----- Data segment

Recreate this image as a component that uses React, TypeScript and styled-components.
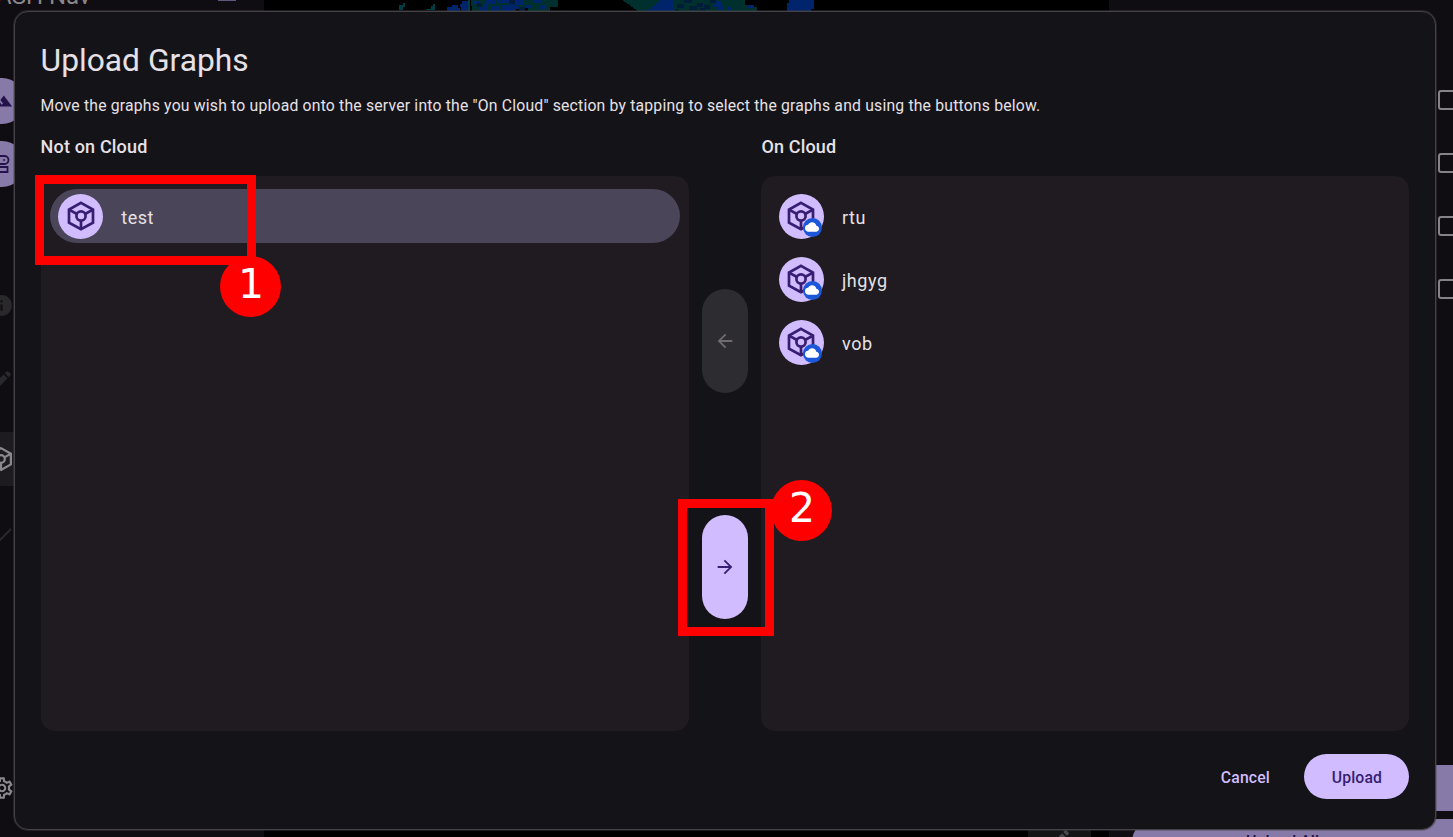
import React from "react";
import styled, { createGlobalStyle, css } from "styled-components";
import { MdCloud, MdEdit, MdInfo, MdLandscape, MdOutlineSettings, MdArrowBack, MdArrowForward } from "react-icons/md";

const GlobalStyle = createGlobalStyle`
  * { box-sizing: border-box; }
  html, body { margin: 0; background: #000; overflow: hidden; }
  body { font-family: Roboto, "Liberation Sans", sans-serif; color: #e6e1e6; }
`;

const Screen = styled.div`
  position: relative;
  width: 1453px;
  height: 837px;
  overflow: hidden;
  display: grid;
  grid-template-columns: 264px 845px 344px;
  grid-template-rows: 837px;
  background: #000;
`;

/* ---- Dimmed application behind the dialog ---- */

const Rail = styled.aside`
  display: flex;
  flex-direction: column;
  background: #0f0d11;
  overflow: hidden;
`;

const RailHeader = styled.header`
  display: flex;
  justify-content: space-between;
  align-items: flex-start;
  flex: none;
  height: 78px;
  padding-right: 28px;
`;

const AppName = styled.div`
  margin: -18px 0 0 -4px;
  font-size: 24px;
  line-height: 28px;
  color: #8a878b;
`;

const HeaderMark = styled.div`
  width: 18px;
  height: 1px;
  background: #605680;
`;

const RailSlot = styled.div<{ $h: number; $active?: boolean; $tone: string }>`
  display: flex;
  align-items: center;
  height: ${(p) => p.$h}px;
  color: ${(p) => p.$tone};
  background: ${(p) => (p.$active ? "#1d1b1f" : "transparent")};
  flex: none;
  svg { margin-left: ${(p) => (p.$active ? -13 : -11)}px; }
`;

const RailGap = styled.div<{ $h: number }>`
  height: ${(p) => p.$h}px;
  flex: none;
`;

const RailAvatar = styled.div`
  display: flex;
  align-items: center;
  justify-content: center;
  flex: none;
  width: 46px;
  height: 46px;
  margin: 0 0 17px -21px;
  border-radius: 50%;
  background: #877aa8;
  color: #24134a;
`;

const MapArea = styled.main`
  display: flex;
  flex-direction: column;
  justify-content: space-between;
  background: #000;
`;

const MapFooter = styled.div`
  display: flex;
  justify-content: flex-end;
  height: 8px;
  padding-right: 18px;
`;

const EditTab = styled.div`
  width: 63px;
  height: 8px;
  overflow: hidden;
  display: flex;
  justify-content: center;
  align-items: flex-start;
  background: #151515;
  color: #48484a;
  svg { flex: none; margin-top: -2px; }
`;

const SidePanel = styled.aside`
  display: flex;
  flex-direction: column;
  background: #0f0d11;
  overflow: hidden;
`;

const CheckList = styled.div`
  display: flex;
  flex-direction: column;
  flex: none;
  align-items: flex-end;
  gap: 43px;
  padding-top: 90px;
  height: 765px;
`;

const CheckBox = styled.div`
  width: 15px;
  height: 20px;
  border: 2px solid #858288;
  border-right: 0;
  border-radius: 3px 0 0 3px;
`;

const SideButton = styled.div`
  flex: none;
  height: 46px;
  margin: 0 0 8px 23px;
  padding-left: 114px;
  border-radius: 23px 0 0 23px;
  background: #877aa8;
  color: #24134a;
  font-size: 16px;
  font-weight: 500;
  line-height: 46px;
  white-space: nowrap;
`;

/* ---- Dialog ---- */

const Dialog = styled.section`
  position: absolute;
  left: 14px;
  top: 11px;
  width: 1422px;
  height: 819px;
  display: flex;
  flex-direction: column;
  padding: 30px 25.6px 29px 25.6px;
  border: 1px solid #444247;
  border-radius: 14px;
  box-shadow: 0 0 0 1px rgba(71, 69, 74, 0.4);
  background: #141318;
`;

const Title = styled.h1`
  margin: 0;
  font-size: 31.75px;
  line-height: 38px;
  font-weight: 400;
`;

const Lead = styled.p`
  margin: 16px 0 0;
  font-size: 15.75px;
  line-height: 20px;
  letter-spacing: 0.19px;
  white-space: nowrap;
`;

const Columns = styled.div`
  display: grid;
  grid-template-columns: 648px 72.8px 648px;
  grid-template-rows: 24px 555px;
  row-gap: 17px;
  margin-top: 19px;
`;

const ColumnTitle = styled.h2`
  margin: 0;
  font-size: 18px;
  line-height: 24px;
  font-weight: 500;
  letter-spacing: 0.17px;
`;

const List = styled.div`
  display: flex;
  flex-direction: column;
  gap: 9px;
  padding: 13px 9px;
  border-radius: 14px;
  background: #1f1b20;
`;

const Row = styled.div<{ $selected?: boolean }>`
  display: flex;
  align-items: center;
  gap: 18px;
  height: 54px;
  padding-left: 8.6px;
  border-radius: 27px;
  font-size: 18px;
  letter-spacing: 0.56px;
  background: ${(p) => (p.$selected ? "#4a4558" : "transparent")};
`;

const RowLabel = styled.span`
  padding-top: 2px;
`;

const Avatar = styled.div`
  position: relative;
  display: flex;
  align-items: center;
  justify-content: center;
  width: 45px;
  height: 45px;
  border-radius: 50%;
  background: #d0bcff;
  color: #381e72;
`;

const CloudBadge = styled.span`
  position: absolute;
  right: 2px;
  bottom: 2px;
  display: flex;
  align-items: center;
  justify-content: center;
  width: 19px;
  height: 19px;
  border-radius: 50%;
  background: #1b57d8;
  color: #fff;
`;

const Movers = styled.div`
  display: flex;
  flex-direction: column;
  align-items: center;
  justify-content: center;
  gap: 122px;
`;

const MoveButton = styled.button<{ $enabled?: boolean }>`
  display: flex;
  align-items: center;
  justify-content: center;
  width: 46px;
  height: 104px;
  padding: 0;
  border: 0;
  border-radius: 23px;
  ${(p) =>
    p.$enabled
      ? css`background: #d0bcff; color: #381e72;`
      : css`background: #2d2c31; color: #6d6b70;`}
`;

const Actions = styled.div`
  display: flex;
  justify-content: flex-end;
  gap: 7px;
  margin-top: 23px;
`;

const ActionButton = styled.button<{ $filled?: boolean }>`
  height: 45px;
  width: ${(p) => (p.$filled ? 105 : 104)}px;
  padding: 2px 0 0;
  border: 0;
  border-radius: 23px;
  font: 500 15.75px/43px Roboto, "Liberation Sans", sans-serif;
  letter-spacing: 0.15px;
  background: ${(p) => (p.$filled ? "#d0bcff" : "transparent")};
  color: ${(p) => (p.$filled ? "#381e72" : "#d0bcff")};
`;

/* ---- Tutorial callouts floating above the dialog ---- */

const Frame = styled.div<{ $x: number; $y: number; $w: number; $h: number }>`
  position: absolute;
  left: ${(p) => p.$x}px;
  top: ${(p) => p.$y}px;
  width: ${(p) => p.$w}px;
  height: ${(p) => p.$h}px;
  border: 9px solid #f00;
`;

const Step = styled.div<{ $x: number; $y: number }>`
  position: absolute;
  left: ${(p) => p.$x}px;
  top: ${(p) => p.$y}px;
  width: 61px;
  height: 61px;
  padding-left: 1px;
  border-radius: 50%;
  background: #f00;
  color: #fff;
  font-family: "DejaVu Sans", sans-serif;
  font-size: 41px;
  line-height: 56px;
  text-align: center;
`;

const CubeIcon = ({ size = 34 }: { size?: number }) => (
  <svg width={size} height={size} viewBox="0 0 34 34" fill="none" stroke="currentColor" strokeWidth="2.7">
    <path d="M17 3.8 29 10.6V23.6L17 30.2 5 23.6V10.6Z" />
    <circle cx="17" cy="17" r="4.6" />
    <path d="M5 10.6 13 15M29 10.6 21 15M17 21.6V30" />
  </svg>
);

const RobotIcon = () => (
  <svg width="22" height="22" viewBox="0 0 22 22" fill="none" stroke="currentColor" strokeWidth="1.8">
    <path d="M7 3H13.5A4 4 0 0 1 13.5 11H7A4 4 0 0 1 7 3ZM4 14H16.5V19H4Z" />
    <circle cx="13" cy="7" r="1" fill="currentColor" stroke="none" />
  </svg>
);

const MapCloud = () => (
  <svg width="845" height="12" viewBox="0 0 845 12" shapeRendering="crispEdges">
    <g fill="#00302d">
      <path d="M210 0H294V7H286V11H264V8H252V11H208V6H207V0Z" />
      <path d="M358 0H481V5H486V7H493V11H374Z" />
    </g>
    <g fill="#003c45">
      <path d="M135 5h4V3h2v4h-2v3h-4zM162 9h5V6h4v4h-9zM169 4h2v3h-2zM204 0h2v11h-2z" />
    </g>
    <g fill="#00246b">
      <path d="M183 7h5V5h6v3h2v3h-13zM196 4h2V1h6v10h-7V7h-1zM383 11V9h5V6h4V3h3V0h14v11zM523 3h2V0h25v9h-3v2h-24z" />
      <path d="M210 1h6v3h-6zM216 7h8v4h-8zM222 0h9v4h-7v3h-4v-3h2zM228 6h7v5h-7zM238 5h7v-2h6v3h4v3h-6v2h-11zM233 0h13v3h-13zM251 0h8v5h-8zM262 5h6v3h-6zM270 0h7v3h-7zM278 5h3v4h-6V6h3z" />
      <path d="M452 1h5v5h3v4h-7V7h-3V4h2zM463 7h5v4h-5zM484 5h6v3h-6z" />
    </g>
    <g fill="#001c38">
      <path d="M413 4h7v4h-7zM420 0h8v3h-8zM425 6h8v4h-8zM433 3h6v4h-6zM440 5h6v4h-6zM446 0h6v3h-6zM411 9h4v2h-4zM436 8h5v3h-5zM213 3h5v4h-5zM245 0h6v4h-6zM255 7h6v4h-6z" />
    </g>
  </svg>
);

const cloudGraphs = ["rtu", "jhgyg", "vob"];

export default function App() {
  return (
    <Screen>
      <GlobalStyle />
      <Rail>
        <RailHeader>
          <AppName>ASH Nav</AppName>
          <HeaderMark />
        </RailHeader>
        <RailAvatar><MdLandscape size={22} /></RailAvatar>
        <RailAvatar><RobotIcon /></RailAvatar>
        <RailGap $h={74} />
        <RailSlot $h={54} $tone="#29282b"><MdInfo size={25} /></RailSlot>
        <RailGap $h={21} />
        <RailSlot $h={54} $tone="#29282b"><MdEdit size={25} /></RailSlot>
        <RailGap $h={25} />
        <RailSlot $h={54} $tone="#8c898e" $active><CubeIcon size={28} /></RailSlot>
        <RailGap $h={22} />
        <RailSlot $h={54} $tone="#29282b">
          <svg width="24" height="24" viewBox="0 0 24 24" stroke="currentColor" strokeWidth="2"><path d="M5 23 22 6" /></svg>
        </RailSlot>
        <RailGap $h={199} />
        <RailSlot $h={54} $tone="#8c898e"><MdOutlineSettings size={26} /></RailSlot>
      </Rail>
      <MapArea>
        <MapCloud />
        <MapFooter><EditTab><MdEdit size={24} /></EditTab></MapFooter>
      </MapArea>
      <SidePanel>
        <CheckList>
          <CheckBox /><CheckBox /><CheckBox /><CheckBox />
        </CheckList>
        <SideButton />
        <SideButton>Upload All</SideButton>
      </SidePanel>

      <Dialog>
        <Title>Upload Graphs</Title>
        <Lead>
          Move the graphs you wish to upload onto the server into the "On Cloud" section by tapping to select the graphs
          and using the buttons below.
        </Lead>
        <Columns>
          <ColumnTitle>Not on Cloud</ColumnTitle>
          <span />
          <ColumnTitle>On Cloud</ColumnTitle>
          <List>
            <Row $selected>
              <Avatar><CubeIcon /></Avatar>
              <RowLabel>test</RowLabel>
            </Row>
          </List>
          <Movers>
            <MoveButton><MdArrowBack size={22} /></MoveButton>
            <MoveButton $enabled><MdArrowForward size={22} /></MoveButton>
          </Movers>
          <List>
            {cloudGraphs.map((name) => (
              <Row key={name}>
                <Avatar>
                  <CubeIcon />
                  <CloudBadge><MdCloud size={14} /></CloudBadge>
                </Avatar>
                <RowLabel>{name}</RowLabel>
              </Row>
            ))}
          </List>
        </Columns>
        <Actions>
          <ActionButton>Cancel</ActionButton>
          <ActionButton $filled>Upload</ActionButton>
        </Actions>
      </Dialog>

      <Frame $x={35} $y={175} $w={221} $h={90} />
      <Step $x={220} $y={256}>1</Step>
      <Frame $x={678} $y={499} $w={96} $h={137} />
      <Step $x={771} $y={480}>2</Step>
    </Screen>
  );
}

----------

◆ Directions: Every line from the top of the material above through the line with "behind the dialog ---- */" should be duplicated exactly, please; leave out the pictures.

◆ Response below:
Recreate this image as a component that uses React, TypeScript and styled-components.
import React from "react";
import styled, { createGlobalStyle, css } from "styled-components";
import { MdCloud, MdEdit, MdInfo, MdLandscape, MdOutlineSettings, MdArrowBack, MdArrowForward } from "react-icons/md";

const GlobalStyle = createGlobalStyle`
  * { box-sizing: border-box; }
  html, body { margin: 0; background: #000; overflow: hidden; }
  body { font-family: Roboto, "Liberation Sans", sans-serif; color: #e6e1e6; }
`;

const Screen = styled.div`
  position: relative;
  width: 1453px;
  height: 837px;
  overflow: hidden;
  display: grid;
  grid-template-columns: 264px 845px 344px;
  grid-template-rows: 837px;
  background: #000;
`;

/* ---- Dimmed application behind the dialog ---- */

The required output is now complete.